Print

Print


Lacking access to the full OCLC catalog, I did experiments using the
scriblio LOC bib records, which were roughly contemporaneous with the UNT
data.

Because we had access to the full record, we looked at the bottom ten tags
in terms of  record frequency; even though they were LC data, all of the
tags were either obsolete, non-existent, or incorrect.  In some cases the
error was obviously the result of fat fingering a digit, as the first
indicator was obviously really part of a tag- the  intended tag was obvious
based on the value.

One thing that it is critical to do is to look at the conditional
tag/subfield probabilities, rather than the raw ones; some absolutely rare
fields are much more likely to occur given the presence of other tags.
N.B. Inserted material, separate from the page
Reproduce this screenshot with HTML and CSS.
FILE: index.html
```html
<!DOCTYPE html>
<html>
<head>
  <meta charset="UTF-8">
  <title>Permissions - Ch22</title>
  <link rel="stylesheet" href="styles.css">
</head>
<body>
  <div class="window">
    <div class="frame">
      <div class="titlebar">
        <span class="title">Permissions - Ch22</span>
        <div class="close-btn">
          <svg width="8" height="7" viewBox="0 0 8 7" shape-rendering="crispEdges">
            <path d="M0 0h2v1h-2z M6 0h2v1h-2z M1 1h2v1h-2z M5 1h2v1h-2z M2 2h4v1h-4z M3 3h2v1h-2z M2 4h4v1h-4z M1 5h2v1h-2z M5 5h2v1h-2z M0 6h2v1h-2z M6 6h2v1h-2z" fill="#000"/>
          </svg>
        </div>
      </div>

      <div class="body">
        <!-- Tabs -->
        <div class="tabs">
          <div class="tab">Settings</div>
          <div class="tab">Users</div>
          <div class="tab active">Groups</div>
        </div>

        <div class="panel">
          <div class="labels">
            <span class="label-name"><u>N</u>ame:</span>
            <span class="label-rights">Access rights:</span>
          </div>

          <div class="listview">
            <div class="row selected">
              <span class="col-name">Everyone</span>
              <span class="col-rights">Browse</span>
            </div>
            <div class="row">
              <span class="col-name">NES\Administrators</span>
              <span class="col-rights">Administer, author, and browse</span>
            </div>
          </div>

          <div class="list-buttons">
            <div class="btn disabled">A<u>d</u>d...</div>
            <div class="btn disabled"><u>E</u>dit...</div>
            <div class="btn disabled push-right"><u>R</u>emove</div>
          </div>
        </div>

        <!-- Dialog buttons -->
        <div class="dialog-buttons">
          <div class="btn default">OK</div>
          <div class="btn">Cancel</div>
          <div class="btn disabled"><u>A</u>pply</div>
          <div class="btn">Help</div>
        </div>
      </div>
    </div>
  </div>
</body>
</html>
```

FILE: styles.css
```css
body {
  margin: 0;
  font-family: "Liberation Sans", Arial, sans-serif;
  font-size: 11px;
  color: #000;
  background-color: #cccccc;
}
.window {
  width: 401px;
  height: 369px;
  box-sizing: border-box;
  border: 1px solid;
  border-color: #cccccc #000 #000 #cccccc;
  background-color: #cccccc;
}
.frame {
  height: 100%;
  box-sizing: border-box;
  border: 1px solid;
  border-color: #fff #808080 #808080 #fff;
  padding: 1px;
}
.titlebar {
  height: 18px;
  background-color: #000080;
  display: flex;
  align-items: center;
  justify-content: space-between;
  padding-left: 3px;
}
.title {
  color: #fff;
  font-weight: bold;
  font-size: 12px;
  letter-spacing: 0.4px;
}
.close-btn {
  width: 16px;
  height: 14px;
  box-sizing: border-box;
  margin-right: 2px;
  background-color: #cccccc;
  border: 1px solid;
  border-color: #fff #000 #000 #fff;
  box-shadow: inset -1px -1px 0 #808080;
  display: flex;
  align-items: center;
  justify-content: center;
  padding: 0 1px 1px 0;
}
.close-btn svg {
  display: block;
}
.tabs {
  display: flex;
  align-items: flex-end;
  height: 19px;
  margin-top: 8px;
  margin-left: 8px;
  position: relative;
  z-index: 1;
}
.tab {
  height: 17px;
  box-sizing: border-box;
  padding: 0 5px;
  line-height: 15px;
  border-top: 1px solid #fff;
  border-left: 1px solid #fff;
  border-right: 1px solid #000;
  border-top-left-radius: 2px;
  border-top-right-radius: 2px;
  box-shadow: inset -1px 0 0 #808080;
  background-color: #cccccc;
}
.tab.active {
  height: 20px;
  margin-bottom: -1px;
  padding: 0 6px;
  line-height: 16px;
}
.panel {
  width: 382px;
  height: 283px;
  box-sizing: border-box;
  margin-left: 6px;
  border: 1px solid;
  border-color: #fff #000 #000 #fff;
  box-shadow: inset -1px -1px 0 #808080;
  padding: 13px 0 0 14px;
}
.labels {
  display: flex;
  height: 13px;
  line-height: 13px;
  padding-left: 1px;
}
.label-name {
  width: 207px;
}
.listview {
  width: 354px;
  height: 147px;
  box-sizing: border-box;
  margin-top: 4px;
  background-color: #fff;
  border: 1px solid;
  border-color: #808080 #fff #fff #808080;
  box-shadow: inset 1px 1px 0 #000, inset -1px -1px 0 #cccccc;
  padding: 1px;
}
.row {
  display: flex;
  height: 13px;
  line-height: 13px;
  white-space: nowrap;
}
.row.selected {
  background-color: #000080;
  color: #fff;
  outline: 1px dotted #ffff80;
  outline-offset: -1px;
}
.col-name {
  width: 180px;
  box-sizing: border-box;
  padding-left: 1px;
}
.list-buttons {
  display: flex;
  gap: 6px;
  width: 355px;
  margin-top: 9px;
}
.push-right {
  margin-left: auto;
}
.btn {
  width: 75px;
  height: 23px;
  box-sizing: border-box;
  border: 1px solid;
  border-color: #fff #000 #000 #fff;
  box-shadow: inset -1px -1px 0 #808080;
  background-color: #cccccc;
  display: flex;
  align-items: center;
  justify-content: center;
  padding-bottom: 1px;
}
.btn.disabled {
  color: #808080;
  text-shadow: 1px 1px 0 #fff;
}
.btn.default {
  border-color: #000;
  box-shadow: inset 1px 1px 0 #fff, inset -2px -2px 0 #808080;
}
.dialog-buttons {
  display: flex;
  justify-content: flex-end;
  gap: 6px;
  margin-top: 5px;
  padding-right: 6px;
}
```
The
OCLC study conditions on record type from the leader, but otherwise used
absolute frequency.

One tidbit- the amount of S/W information in the leader of an LC  record is
approximately 7 bits.

Also, the binary format is annoyingly textual. Also, after the first record
in a file, alignment is  random, so it's hard to make use of SIMD. It's
also hard to use multiple processors/cores, as you have to randomly seek
into the file near where you want to divide it, then hunt for an end of
record marker.
These issues are really only of concern  if you're processing millions of
records repeatedly, in which case you're probably going to transcode the
records into a more efficient format. If people are interested, I can post
some notes.

Also, in most setups, the binary format has so little entropy that it is
faster to read gzipped data off storage and decompress than to read the raw
data.  It's nothing like the "compression opportunities" in marc-xml though.

Simon